Der Runde Tisch wird alle zwei Monate für zwei Tage zusammentreten. In einem Jahr soll ein Zwischenbericht vorliegen, Ende 2010 ein Abschlussbericht. Bis dahin leiten vier Schwerpunkte die Arbeit des Runden Tisches an, wie die „Moderatorin“ des Runden Tisches, Antje Vollmer, erklärte: „Im Mittelpunkt sollen natürlich die Betroffenen stehen, zum einen die ehemaligen Heimkinder, zum anderen aber auch die damaligen Mitarbeiter der Heime, Trägervereine und Jugendämter.“
Zunächst will der Runde Tisch die Erfahrungen der Betroffenen
aufarbeiten, anschließend die rechtlichen
Verantwortlichkeiten klären und schließlich die
Fälle zeitgeschichtlich einordnen. „Mir kommt es so vor,
als ob wir in den Bergwerken der alten Bundesrepublik werden graben
müssen“, sagte Vollmer.
2006 waren die ersten Fälle von Kindern bekannt geworden, die in den fünfziger und sechziger Jahren in Erziehungsheimen missbraucht und zu unentgeltlicher Arbeit gezwungen worden waren. Einige dieser ehemaligen Heimkinder hatten eine Petition an den Bundestag gerichtet; dabei ging es ihnen um gesellschaftliche Anerkennung und Aufklärung ihrer Schicksale, aber auch um materielle Entschädigung für erlittenes Leid und geleistete Arbeit.

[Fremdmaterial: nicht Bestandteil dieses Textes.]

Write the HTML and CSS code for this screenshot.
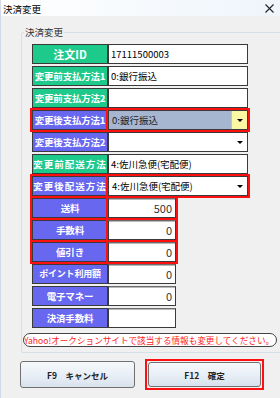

Der Petitionsausschuss beschäftigte sich intensiv mit den
rechtlichen, persönlichen und wirtschaftlichen Seiten des
Problems. Um für diesen komplizierten Fall eine möglichst
breit akzeptierte Lösung zu finden, empfahl er dann die
Gründung des Runden Tisches „Heimerziehung in den
fünfziger und sechziger Jahren“.
Als Folge der Jahre im Kinderheim leiden viele nicht nur psychisch.
Oft sind auch die Rentenansprüche niedrig, weil die damals
geleistete Arbeit offiziell gar nicht registriert wurde.